本文最后更新于：2020年9月16日上午

摘要

这篇文章记录了一下python concurrent.future和requests的一些坑，不是程序猿的铁子们直接关掉吧。

起因

最近在写一个爬虫，需要爬5000000个IP，待爬的IP以IP,PORT的形式存储在一个100Mb的文件中。这么粗略算一下，一秒钟一个IP，5000000个IP需要差不多57天，这肯定不行啊，得用多线程。但是使用的过程中，发现还是遇到了很多坑，这里分享出来，以免其他小伙伴踩我踩过的坑吧。

先说结论

节约大家时间，先说结论吧！我遇到了以下几个坑：

不要一次将大文件的内容读到一个列表中。5000000个IP，虽然文件看起来只有100Mb，但程序直接怼到列表中，内存爆了。尽量读一行处理一行，即使用以下的形式读文件：
1
2
3
with open("file") as f: for f in line: print(f)

使用多线程时，处理函数一定一定一定一定不要阻塞，concurrent.futures只有当所有子线程运行结束后，才会释放资源。
requests库在处理某些请求时会阻塞卡死。上面刚说多线程不要阻塞，这里就阻塞了。实际上是这次我爬取的过程中，发现了部分奇葩的IP，使用requests的timeout参数对它们无效，会始终阻塞。
可以了解一下eventlet库的Timeout。

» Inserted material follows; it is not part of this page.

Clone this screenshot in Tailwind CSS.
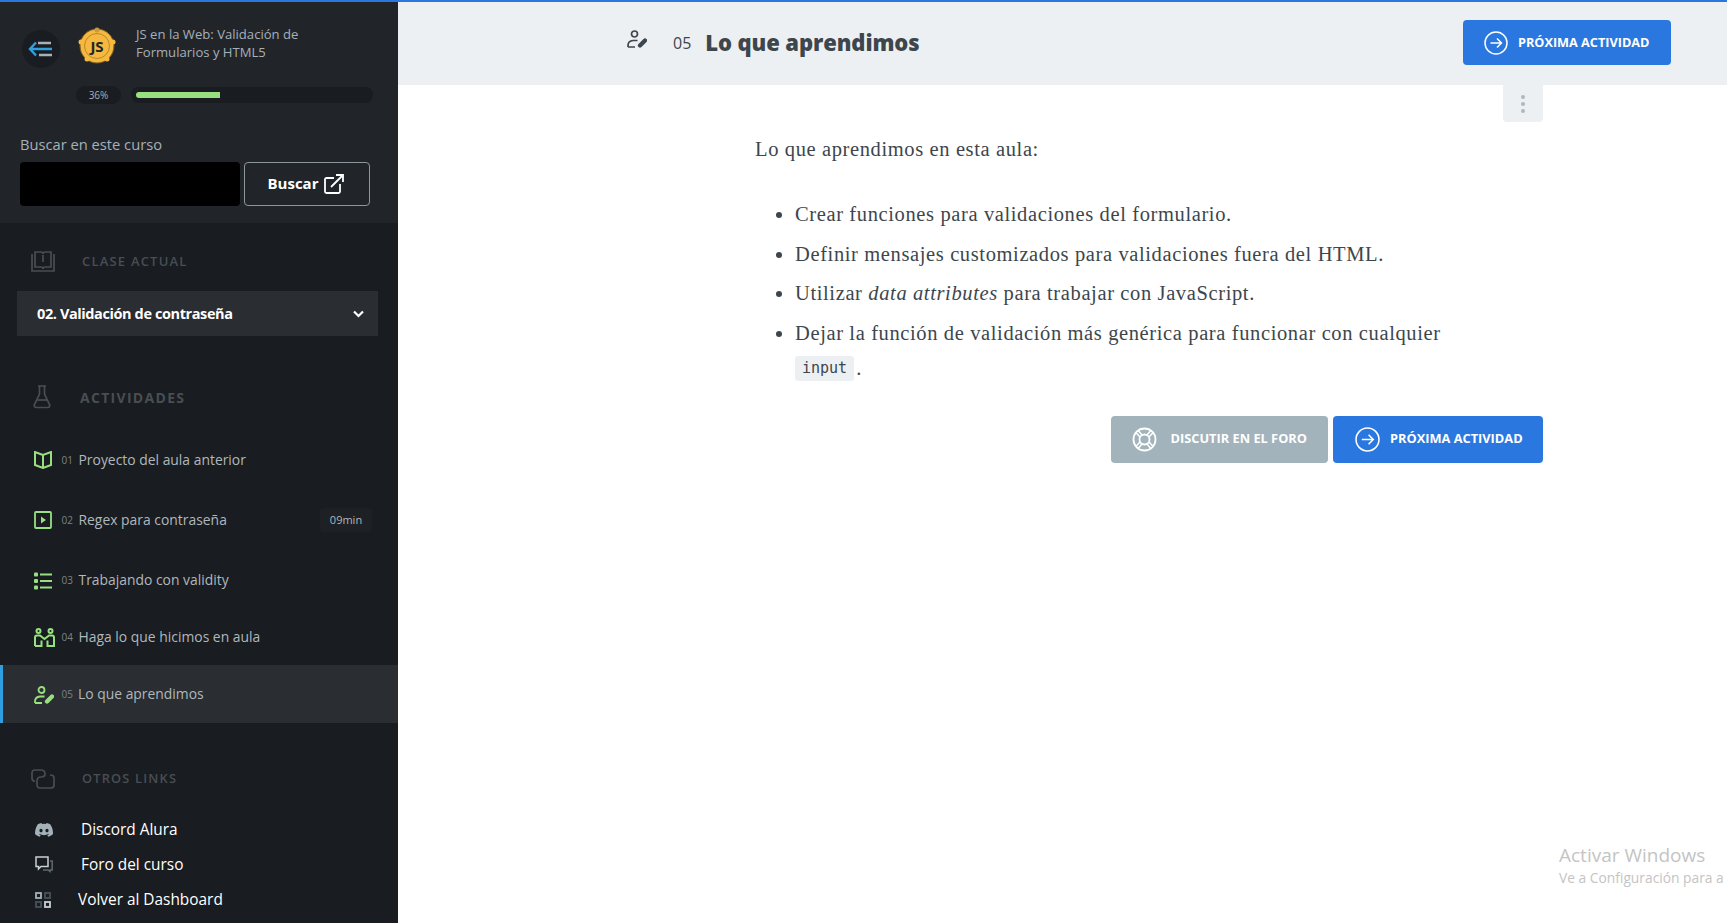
<!DOCTYPE html>
<html lang="es">
<head>
    <meta charset="UTF-8">
    <meta name="viewport" content="width=device-width, initial-scale=1.0">
    <title>Lo que aprendimos</title>
    <script src="https://cdn.jsdelivr.net/npm/@tailwindcss/browser@4"></script>
</head>
<body class="relative h-[923px] overflow-hidden bg-white font-['Open_Sans',sans-serif]">
    <div class="h-[2px] bg-[#2a77e0]"></div>
    <div class="flex h-[921px]">
        <!-- Sidebar -->
        <aside class="w-[398px] shrink-0 bg-[#191c20] flex flex-col">
            <div class="h-[221px] bg-[#21252a] pt-[28px]">
                <div class="flex items-center pl-[22px]">
                    <div class="w-[38px] h-[38px] rounded-full bg-[#191c20] flex items-center justify-center">
                        <svg width="26" height="16" viewBox="0 0 26 16" fill="none" stroke-width="2.4">
                            <path d="M8 1.5 2 8l6 6.5M2 8h22" stroke="#2f9fe0"/>
                            <path d="M10 2h13M11 14h13" stroke="#a3b1b9"/>
                        </svg>
                    </div>
                    <svg class="ml-[17px] self-start -mt-[4px]" width="40" height="40" viewBox="0 0 40 40">
                        <circle cx="20" cy="20" r="17" fill="#f6b83f" stroke="#7a5a1e" stroke-width="1"/>
                        <circle cx="20" cy="4" r="2.5" fill="#c79a45"/>
                        <circle cx="4" cy="16" r="2.5" fill="#f6b83f"/>
                        <circle cx="36" cy="16" r="2.5" fill="#f6b83f"/>
                        <circle cx="10" cy="33" r="2.5" fill="#f6b83f"/>
                        <circle cx="30" cy="33" r="2.5" fill="#f6b83f"/>
                        <circle cx="20" cy="20" r="12.5" fill="none" stroke="#a97c25" stroke-width="0.8"/>
                        <text x="20" y="25.500" text-anchor="middle" font-family="Open Sans" font-weight="700" font-size="15" fill="#21252a">JS</text>
                    </svg>
                    <p class="ml-[19px] self-start -mt-[5px] w-[200px] text-[13.1px] leading-[18px] text-[#a5b0b8]">JS en la Web: Validación de Formularios y HTML5</p>
                </div>
                <div class="flex items-center mt-[18px] pl-[76px]">
                    <div class="w-[45px] h-[18px] rounded-full bg-[#191c20] text-[10px] leading-[18px] text-center text-[#a5b0b8]">36%</div>
                    <div class="ml-[10px] w-[242px] h-[16px] rounded-full bg-[#191c20] flex items-center pl-[5px]">
                        <div class="w-[84px] h-[6px] rounded-l-full bg-[#98e07f]"></div>
                    </div>
                </div>
                <label class="block mt-[30px] ml-[20px] text-[14.7px] leading-[20px] text-[#a5b0b8]">Buscar en este curso</label>
                <div class="flex mt-[8px] ml-[20px] gap-[4px]">
                    <div class="w-[220px] h-[44px] rounded-[4px] bg-black"></div>
                    <button class="w-[126px] h-[44px] rounded-[4px] border border-[#8b969d] flex items-center justify-center gap-[6px] pr-[2px] pb-[1px] text-white text-[15px] font-bold">
                        Buscar
                        <svg width="20" height="20" viewBox="0 0 20 20" fill="none" stroke="#fff" stroke-width="1.8">
                            <path d="M10 4H2.5A1.5 1.5 0 0 0 1 5.500V17.500A1.500 1.500 0 0 0 2.500 19H14.500A1.500 1.500 0 0 0 16 17.500V10"/>
                            <path d="M7 13 19 1M12 1h7v7"/>
                        </svg>
                    </button>
                </div>
            </div>

            <!-- Clase actual -->
            <div class="flex items-center h-[24px] mt-[27px] pl-[31px]">
                <svg width="24" height="22" viewBox="0 0 24 22" fill="none" stroke="#484e53" stroke-width="1.7">
                    <path d="M1 3v17h22V3"/>
                    <path d="M4 1h6a2 2 0 0 1 2 2 2 2 0 0 1 2-2h6v15h-6a2 2 0 0 0-2 2 2 2 0 0 0-2-2H4z"/>
                    <path d="M12 4v7"/>
                </svg>
                <span class="ml-[27px] text-[13px] font-semibold tracking-[1.2px] text-[#484e53]">CLASE ACTUAL</span>
            </div>
            <div class="mt-[17px] ml-[17px] w-[361px] h-[45px] bg-[#2a2d31] flex items-center justify-between pl-[20px] pr-[14px] text-white">
                <span class="text-[14.5px] font-bold tracking-[-0.4px]">02. Validación de contraseña</span>
                <svg width="11" height="8" viewBox="0 0 11 8" fill="none" stroke="#fff" stroke-width="2.200"><path d="M1 1.500 5.500 6 10 1.500"/></svg>
            </div>

            <!-- Actividades -->
            <div class="flex items-center h-[26px] mt-[48px] pl-[33px]">
                <svg width="18" height="24" viewBox="0 0 18 24" fill="none" stroke="#484e53" stroke-width="1.700">
                    <path d="M5 1h8M6.500 1v8L1.500 19.500A2 2 0 0 0 3.300 22.500H14.700A2 2 0 0 0 16.500 19.500L11.500 9V1"/>
                    <path d="M4 15h10"/>
                </svg>
                <span class="ml-[29px] text-[14px] font-bold tracking-[1.3px] text-[#484e53]">ACTIVIDADES</span>
            </div>

            <ul class="mt-[20px] text-[13.9px] text-[#b0b8bd]">
                <li class="h-[60px] flex items-center pl-[34px]">
                    <svg class="w-[18px]" width="18" height="18" viewBox="0 0 18 18" fill="none" stroke="#98e07f" stroke-width="2"><path d="M9 4 1 1v13l8 3 8-3V1zM9 4v13"/></svg>
                    <span class="w-[17px] ml-[9.500px] text-[10px] text-[#7b8489]">01</span>
                    <span>Proyecto del aula anterior</span>
                </li>
                <li class="h-[60px] flex items-center pl-[34px] pr-[26px]">
                    <svg class="w-[18px]" width="18" height="18" viewBox="0 0 18 18" fill="none" stroke="#98e07f" stroke-width="1.800"><rect x="1" y="1" width="16" height="16" rx="1"/><path d="M7 5.500v7l5-3.500z" fill="#98e07f" stroke="none"/></svg>
                    <span class="w-[17px] ml-[9.500px] text-[10px] text-[#7b8489]">02</span>
                    <span>Regex para contraseña</span>
                    <span class="ml-auto w-[52px] h-[24px] rounded bg-[#1d2024] text-[11px] leading-[24px] text-center">09min</span>
                </li>
                <li class="h-[59px] flex items-center pl-[34px] pt-[2px]">
                    <svg class="w-[18px]" width="18" height="18" viewBox="0 0 18 18" fill="#98e07f"><rect x="0" y="0.500" width="4" height="4" rx="1"/><rect x="0" y="7" width="4" height="4" rx="1"/><rect x="0" y="13.500" width="4" height="4" rx="1"/><rect x="6" y="1.500" width="12" height="2"/><rect x="6" y="8" width="12" height="2"/><rect x="6" y="14.500" width="12" height="2"/></svg>
                    <span class="w-[17px] ml-[9.500px] text-[10px] text-[#7b8489]">03</span>
                    <span>Trabajando con validity</span>
                </li>
                <li class="h-[56px] flex items-center pl-[34px]">
                    <svg class="w-[21px] -mr-[3px]" width="21" height="19" viewBox="0 0 21 19" fill="none" stroke="#98e07f" stroke-width="2"><circle cx="4.500" cy="3" r="2"/><circle cx="16.500" cy="3" r="2"/><path d="M1 18V9.500Q1 7.500 3 7.500H6L10.500 11 15 7.500H18Q20 7.500 20 9.500V18H13.500V12.500M1 18H7.500V12.500"/></svg>
                    <span class="w-[17px] ml-[9.500px] text-[10px] text-[#7b8489]">04</span>
                    <span>Haga lo que hicimos en aula</span>
                </li>
                <li class="h-[58px] flex items-center pl-[31px] pt-[1px] bg-[#2a2d31] border-l-[3px] border-[#2f9fe0]">
                    <svg class="w-[20px] -mr-[2px]" width="20" height="18" viewBox="0 0 20 18" fill="none" stroke="#98e07f" stroke-width="1.800"><circle cx="7.500" cy="4" r="3"/><path d="M1 17v-1.500Q1 11 6 10.500h4.500M1 17h7"/><path d="M13 15.500 18 10.500" stroke-width="4.200" stroke-linecap="round"/></svg>
                    <span class="w-[16.500px] ml-[9.500px] text-[10px] text-[#7b8489]">05</span>
                    <span>Lo que aprendimos</span>
                </li>
            </ul>

            <!-- Otros links -->
            <div class="flex items-center h-[24px] mt-[44px] pl-[31px]">
                <svg width="24" height="21" viewBox="0 0 24 21" fill="none" stroke="#484e53" stroke-width="1.700">
                    <path d="M4 12.500Q1 12 1 9V4Q1 1 4 1h6Q14 1 14 5 14 8 10 8 6 8 6 12V15Q6 19 9 19H20Q23 19 23 16V9Q23 6 19 6"/>
                </svg>
                <span class="ml-[27px] text-[12.800px] font-semibold tracking-[1.200px] text-[#484e53]">OTROS LINKS</span>
            </div>
            <ul class="mt-[21px] text-[15.400px] font-medium text-white">
                <li class="h-[35px] flex items-center pl-[35px]">
                    <svg class="w-[18px]" width="18" height="14" viewBox="0 0 18 14" fill="#a3b1b9"><path d="M15.200 1.200A15 15 0 0 0 11.500 0l-.5 1a14 14 0 0 0-4 0L6.500 0a15 15 0 0 0-3.700 1.200C.5 4.700-.2 8 .1 11.300A15 15 0 0 0 4.700 13.700l1-1.500-1.600-.8.4-.3a10.500 10.500 0 0 0 9 0l.4.300-1.600.8 1 1.500a15 15 0 0 0 4.600-2.400c.4-3.800-.6-7.100-2.700-10.100zM6 9.300c-.9 0-1.600-.8-1.600-1.800S5.100 5.700 6 5.700s1.600.8 1.600 1.800S6.900 9.300 6 9.300zm6 0c-.9 0-1.600-.8-1.600-1.800s.7-1.800 1.600-1.800 1.600.8 1.600 1.800-.7 1.800-1.600 1.800z"/></svg>
                    <span class="ml-[28px]">Discord Alura</span>
                </li>
                <li class="h-[35px] flex items-center pl-[35px]">
                    <svg class="w-[18px]" width="18" height="18" viewBox="0 0 18 18" fill="none" stroke-width="1.500"><path d="M1 1h12v9.500H6L3.500 13v-2.500H1z" stroke="#c8d1d6"/><path d="M15 5h2.200v9H15v1.500L13 14H8" stroke="#5f696f"/></svg>
                    <span class="ml-[28px]">Foro del curso</span>
                </li>
                <li class="h-[35px] flex items-center pl-[35px]">
                    <svg class="w-[16px]" width="16" height="16" viewBox="0 0 16 16" fill="none" stroke-width="1.800"><rect x="1" y="1" width="5" height="5" stroke="#a3b1b9"/><rect x="10" y="1" width="5" height="5" stroke="#4a5257"/><rect x="1" y="10" width="5" height="5" stroke="#4a5257"/><rect x="10" y="10" width="5" height="5" stroke="#c8d1d6"/></svg>
                    <span class="ml-[27px]">Volver al Dashboard</span>
                </li>
            </ul>
        </aside>

        <!-- Main -->
        <main class="flex-1 min-w-0">
            <header class="h-[83px] bg-[#edf0f2] flex items-center pl-[229px] pr-[56px] pb-[2px] text-[#3d464d]">
                <svg class="-mt-[8px]" width="20" height="18" viewBox="0 0 20 18" fill="none" stroke="#3d464d" stroke-width="1.700"><circle cx="7.500" cy="4" r="3"/><path d="M1 17v-1.500Q1 11 6 10.500h4.500M1 17h7"/><path d="M13 15.500 18 10.500" stroke-width="4.200" stroke-linecap="round"/></svg>
                <span class="ml-[26px] text-[16px]">05</span>
                <h1 class="ml-[14px] text-[22px] font-extrabold tracking-[-0.1px]">Lo que aprendimos</h1>
                <a class="ml-auto w-[208px] h-[45px] rounded-[4px] bg-[#2a77e0] flex items-center pl-[21px] text-white text-[12.700px] font-bold">
                    <svg width="24" height="24" viewBox="0 0 24 24" fill="none" stroke="#fff" stroke-width="1.500"><circle cx="12" cy="12" r="11"/><path d="M6.500 12h11M13 7.500l4.500 4.500-4.500 4.500"/></svg>
                    <span class="ml-[10px]">PRÓXIMA ACTIVIDAD</span>
                </a>
            </header>
            <div class="ml-[357px] w-[788px]">
                <div class="flex justify-end">
                    <div class="w-[40px] h-[37px] rounded-b bg-[#edf0f2] flex flex-col items-center justify-center gap-[3px]">
                        <span class="w-1 h-1 rounded-full bg-[#adb7bd]"></span>
                        <span class="w-1 h-1 rounded-full bg-[#adb7bd]"></span>
                        <span class="w-1 h-1 rounded-full bg-[#adb7bd]"></span>
                    </div>
                </div>
                <div class="font-['Liberation_Serif',serif] text-[20.500px] tracking-[0.62px] text-[#3d464d]">
                    <p class="mt-[12px] leading-[30px]">Lo que aprendimos en esta aula:</p>
                    <ul class="mt-[33px] pl-[40px] list-disc leading-[35px] space-y-[4.500px]">
                        <li>Crear funciones para validaciones del formulario.</li>
                        <li>Definir mensajes customizados para validaciones fuera del HTML.</li>
                        <li>Utilizar <em>data attributes</em> para trabajar con JavaScript.</li>
                        <li>Dejar la función de validación más genérica para funcionar con cualquier<br><code class="inline-block -translate-y-[2px] font-['DejaVu_Sans_Mono',monospace] text-[15px] leading-[25px] tracking-normal bg-[#edf0f2] rounded-[3px] px-[7px]">input</code><span class="ml-[2px]">.</span></li>
                    </ul>
                </div>
                <div class="flex justify-end gap-[5px] mt-[30px] text-white text-[12.800px] font-bold">
                    <a class="w-[217px] h-[47px] rounded-[4px] bg-[#a2b3bc] flex items-center pl-[21px]">
                        <svg width="25" height="25" viewBox="0 0 25 25" fill="none" stroke="#fff" stroke-width="1.800">
                            <path d="M5 4.500 9 9M20 4.500 16 9M5 20.500 9 16M20 20.500 16 16" stroke-width="4.400"/>
                            <path d="M5 4.500 9 9M20 4.500 16 9M5 20.500 9 16M20 20.500 16 16" stroke="#a2b3bc" stroke-width="1.400"/>
                            <circle cx="12.500" cy="12.500" r="11"/><circle cx="12.500" cy="12.500" r="5"/>
                        </svg>
                        <span class="ml-[13.500px]">DISCUTIR EN EL FORO</span>
                    </a>
                    <a class="w-[210px] h-[47px] rounded-[4px] bg-[#2a77e0] flex items-center pl-[22px]">
                        <svg width="25" height="25" viewBox="0 0 24 24" fill="none" stroke="#fff" stroke-width="1.500"><circle cx="12" cy="12" r="11"/><path d="M6.500 12h11M13 7.500l4.500 4.500-4.500 4.500"/></svg>
                        <span class="ml-[10px]">PRÓXIMA ACTIVIDAD</span>
                    </a>
                </div>
            </div>
        </main>
    </div>

    <!-- Windows watermark -->
    <div class="absolute left-[1559px] top-[843px] whitespace-nowrap text-[#c4c4c4]">
        <p class="text-[19px] leading-[24px]">Activar Windows</p>
        <p class="text-[13.800px] leading-[22px]">Ve a Configuración para a</p>
    </div>
</body>
</html>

如果实在无法解决某些处理流程中（比如上面requests）的阻塞，建议使用eventlet库的Timeout。

曲折历程

读IP干爆内存

一开始要做这个爬虫的时候，我想要用多线程，自然而然想到了concurrent.futures，参考说明文档的示例，我写了第一版程序：

import concurrent.futures
import requests


def get_url(ip, port):
    try:
        r = requests.get("http://{}:{}/path".foramt(ip, port), timeout=3)
        return r.text
    except:
        return ""


def main():
    with concurrent.futures.ThreadPoolExecutor(max_workers=100) as executor:
        with open("123.txt") as f:
            # submit所有IP
            future_dict = {executor.submit(get_url, line.strip().split(",")[0], line.strip().split(",")[1]): line.strip().split(",") for line in f}
            print(len(future_dict))
            
        # 等待所有线程执行完毕
        for future in concurrent.futures.as_completed(future_dict):
            ip_port = future_dict[future]
            try:
                data = future.result()
            except Exception as exc:
                print('%r generated an exception: %s' % (ip_port, exc))
            else:
                # print(data)
                pass

if __name__ == "__main__":
    main()

我当时发现，内存直接被干爆了。为什么？其实程序中的18行已经有答案了。concurrent.future官方的示例中，会将所有future对象存到一个字典中，然后再等待所有线程执行完毕。虽然用了for line in f这种形式迭代，但5000000的future对象，还是太大了。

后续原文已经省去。